In a recent article in the Harvard Gazette, Michal Mina (assistant professor of epidemiology at Harvard’s T.H. Chan School of Public Health and Brigham and Women’s Hospital) explains why cheap, daily, do-it-yourself tests could be “as effective as a vaccine at interrupting coronavirus transmission.” He says a strategy based on the wide-spread use of such tests is “the only viable option for a quick return to an approximation of normal life,” and he bemoans the bureaucratic intransigency that is preventing its implementation. According to Mina:

Paper-strip tests have already been developed and their shotgun approach to testing — cheap and widespread — provides a way back to the workplace, classroom, and other venues.

The strategy, if adopted and backed by the federal government, could put hundreds of millions of tests in the hands of consumers within weeks, at a cost far less than repeated rounds of economic stimulus. …

Mina estimated that the nation’s current testing strategy probably catches less than 3 percent of cases early enough to affect whether a person transmits the virus. But as long as those testing positive stay home, a cheap, at-home testing regimen has the potential to provide a kind of artificial herd immunity, interrupting enough transmission nationwide to cause the pandemic to stall. …

The Food and Drug Administration, in charge of approving diagnostic tests, has held up approval because the tests aren’t as accurate as nasal-swab, lab-based tests. While that would matter if they were intended as an individual diagnostic tool, Mina said that from a public health viewpoint, they are accurate enough to provide critical initial screening on a large scale.
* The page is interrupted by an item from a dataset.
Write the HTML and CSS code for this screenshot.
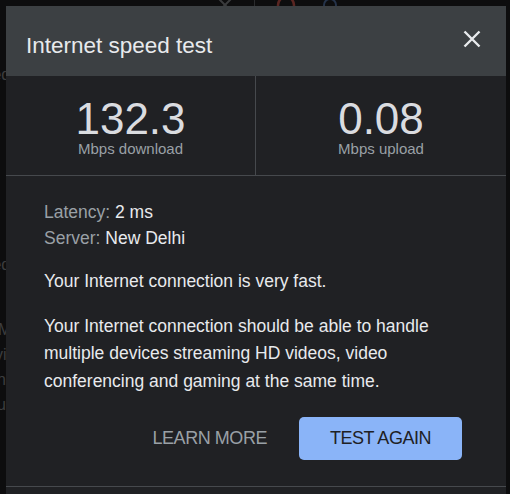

Positive test results could be followed up by a visit to the doctor and a more accurate nasal swab test or, if illness weren’t that severe, by daily testing until a person is negative.

“Everyone says, ‘Why aren’t you doing this already?’ My answer is, ‘It is illegal to do this right now,’” Mina said. “Until the regulatory landscape changes, those companies have no reason to bring a product to market.” …

Though even a $1 per day test gets expensive if the federal government provides them free to all Americans, the cost would be far less than recent stimulus efforts, and even less than the effort to produce a vaccine, the urgency of whose development would ease if the testing regimen is effective.

“It will stop the vast majority of transmission and it will cause these outbreaks to disappear in a matter of weeks,” Mina said. “This is something we can actually do at warp speed.” [Emphasis added.]